After 20 years, Amazon’s efforts resulted in a cost advantage of 70% against most of their competitors. Their investments in machine learning, tech, robotics and physical distribution capabilities created a massive advantage against the market. Henry made the additional point that by the time competitors realized what Amazon was doing, it was nearly too late. Only Wal-Mart and Costco had the scale and capability to start their own efforts while everyone else was left hopelessly behind.
Whether $14 per order is the right starting point and the actual annual reductions were 3% or 5% is besides the point. In a prior post I laid out that Amazon created a flywheel based on lower prices, vast selection and fast delivery. Henry’s anecdote brought to life how hugely impactful that relentless focus on reducing costs could be.
Amazon built 7 points of margin for themselves while creating a cost advantage in fulfillment and delivery to bludgeon competitors. Reduce costs, lower prices, win more customers. “Your margin is my opportunity.”

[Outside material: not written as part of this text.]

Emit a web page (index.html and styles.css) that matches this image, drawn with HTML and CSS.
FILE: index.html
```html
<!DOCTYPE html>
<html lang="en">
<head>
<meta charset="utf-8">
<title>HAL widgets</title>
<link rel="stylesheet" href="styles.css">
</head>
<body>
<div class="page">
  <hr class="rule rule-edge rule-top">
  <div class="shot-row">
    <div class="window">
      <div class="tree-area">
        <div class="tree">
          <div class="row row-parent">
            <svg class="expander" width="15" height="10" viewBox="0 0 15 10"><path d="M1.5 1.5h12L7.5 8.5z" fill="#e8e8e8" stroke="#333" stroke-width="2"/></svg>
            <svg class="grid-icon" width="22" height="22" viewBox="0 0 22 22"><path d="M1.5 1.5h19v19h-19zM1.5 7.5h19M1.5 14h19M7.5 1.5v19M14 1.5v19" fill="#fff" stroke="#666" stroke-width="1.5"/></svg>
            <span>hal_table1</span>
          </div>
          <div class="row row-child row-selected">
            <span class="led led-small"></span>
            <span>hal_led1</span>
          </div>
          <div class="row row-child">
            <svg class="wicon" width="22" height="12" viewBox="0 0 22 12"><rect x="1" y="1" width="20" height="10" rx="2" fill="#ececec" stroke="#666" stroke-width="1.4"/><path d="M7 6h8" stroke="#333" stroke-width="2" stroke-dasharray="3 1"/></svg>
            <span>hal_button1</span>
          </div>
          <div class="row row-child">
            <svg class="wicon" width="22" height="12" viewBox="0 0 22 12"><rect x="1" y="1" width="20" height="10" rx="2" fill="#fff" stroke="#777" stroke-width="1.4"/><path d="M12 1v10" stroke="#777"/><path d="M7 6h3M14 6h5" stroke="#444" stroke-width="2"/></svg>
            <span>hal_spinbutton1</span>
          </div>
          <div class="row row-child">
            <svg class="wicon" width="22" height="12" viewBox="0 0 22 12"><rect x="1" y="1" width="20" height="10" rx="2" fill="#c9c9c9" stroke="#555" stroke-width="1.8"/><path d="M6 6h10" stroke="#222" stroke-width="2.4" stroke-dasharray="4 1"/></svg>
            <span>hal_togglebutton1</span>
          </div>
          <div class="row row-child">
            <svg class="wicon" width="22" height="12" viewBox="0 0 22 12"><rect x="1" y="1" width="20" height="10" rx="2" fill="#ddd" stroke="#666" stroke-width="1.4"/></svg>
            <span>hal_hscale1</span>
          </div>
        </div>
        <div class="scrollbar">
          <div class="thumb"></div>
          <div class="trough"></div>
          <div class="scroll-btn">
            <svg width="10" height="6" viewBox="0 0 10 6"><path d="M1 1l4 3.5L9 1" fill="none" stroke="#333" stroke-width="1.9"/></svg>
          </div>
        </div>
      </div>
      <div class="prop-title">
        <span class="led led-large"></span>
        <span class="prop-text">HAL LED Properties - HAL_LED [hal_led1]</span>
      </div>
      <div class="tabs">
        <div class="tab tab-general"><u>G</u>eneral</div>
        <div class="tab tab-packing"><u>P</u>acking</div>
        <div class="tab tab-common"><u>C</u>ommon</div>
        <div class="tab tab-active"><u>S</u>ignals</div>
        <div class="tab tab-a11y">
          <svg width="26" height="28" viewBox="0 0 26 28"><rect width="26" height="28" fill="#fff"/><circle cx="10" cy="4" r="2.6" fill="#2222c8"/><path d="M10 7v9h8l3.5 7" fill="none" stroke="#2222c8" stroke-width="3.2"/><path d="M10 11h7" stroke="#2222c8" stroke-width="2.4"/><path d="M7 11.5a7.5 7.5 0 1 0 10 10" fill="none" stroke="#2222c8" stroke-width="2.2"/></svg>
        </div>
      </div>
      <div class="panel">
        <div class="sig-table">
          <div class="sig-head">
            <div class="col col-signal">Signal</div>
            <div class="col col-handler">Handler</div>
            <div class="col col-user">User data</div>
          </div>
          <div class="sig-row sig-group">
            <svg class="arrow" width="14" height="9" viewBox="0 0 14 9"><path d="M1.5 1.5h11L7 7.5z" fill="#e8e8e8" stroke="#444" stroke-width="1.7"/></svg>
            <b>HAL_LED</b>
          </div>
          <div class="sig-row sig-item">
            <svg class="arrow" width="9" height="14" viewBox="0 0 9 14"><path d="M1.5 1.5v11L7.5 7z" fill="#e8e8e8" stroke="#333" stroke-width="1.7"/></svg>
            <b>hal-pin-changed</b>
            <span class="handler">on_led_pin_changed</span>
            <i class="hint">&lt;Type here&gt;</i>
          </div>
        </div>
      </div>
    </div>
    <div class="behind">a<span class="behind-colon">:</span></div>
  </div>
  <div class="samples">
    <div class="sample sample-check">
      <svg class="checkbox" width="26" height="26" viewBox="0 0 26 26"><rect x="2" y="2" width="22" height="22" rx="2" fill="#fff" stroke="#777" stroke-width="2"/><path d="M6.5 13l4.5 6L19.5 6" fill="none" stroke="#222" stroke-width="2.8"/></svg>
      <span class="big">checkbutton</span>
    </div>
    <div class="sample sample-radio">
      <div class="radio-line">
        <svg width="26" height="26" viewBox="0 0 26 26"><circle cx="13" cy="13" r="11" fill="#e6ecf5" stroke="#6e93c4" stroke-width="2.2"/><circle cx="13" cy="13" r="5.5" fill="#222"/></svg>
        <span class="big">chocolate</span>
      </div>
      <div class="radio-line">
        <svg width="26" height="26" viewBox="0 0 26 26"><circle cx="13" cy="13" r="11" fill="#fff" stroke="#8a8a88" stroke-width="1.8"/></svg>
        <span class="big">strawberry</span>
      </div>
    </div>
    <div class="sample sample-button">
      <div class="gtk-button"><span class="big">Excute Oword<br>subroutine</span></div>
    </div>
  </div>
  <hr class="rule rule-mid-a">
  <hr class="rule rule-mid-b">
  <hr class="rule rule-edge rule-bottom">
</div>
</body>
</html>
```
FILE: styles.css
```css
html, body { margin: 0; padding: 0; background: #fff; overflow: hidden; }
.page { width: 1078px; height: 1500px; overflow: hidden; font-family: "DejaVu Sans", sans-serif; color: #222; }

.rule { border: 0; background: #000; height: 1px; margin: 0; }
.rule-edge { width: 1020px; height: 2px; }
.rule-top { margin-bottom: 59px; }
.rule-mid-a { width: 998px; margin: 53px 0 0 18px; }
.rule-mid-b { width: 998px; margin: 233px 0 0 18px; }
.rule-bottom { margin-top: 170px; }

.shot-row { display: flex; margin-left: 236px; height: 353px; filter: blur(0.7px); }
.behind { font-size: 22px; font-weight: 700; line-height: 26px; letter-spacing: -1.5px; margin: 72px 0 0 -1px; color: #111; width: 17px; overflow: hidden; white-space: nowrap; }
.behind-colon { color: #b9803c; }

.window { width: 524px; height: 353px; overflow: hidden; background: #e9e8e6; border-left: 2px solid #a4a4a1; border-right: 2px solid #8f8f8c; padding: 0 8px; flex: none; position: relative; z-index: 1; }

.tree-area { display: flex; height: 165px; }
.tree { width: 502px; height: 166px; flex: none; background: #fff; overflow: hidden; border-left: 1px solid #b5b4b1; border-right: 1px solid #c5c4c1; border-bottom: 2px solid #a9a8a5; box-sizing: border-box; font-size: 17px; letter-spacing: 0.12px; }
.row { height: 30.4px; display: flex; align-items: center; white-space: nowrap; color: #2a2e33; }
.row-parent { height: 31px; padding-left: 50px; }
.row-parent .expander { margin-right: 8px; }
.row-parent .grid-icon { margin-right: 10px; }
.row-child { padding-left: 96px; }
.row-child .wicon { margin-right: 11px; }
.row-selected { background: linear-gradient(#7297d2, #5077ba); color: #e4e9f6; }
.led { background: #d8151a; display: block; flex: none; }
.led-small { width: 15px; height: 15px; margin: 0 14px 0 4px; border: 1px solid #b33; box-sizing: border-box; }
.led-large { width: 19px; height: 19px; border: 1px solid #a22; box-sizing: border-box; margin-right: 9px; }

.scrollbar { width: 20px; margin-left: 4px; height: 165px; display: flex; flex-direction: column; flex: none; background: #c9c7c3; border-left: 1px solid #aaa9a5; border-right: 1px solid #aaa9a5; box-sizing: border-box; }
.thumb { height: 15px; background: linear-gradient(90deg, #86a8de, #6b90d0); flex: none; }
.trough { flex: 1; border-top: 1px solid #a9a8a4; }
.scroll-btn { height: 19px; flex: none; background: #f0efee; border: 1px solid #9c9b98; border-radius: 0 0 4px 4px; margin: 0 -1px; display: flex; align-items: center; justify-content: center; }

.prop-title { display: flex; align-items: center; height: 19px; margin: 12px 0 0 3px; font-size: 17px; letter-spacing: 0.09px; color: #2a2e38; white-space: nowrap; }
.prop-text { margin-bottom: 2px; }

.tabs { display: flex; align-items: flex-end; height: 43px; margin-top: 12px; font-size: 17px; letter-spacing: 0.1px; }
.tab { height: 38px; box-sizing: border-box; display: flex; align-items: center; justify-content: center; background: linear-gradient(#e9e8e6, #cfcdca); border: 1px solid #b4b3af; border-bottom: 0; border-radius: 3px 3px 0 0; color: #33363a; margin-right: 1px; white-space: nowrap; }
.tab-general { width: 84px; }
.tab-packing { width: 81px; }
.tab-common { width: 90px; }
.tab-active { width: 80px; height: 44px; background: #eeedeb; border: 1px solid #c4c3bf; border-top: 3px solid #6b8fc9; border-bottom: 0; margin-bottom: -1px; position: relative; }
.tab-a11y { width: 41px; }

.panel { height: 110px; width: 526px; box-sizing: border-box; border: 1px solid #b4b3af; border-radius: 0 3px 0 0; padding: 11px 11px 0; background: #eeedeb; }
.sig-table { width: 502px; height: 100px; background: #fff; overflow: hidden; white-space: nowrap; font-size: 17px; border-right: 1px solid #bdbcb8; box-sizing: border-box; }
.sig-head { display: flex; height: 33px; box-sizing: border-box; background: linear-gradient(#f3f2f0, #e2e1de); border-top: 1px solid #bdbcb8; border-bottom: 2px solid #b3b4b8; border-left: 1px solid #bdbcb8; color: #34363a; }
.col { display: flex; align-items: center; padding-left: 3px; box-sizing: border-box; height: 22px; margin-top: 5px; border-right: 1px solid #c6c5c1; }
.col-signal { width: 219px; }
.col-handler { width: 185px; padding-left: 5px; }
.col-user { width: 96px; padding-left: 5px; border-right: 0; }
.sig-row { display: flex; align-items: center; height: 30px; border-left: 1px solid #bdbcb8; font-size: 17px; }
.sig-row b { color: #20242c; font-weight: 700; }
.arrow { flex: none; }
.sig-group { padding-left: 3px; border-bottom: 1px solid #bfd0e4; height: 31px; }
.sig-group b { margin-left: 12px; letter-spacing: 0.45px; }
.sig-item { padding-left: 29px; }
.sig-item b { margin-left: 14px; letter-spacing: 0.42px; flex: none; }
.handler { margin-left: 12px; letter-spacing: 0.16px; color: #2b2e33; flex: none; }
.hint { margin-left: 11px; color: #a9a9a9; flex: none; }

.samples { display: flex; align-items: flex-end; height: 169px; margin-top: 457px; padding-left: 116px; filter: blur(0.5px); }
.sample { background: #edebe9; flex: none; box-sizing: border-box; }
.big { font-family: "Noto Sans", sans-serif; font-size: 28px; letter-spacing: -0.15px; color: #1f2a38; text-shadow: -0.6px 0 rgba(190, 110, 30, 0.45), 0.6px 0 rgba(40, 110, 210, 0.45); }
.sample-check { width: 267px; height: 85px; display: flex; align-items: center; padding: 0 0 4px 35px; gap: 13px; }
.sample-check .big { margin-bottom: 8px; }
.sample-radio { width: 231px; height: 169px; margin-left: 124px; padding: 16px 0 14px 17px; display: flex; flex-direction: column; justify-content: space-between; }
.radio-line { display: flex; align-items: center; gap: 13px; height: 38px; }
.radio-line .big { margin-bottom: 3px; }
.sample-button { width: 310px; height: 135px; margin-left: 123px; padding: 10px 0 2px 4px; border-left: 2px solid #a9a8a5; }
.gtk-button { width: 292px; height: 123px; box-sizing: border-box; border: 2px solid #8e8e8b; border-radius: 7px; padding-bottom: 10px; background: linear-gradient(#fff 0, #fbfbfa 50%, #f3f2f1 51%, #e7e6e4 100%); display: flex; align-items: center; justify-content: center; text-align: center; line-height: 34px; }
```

The lesson for all brand leaders is compounding advantages over time brings success. The opportunities are all around you.
Make your inventory buying 3% better every year.
Reduce OpEx as a percentage of Net Sales 3% per year.
Increase Contribution Profit per returning customer by 3% every year.
Decide on what makes your brand unique for customers, develop the metrics that measure that advantage, focus on improving those metrics just a few percentage points every year and ride that building wave of compounding to success and wealth!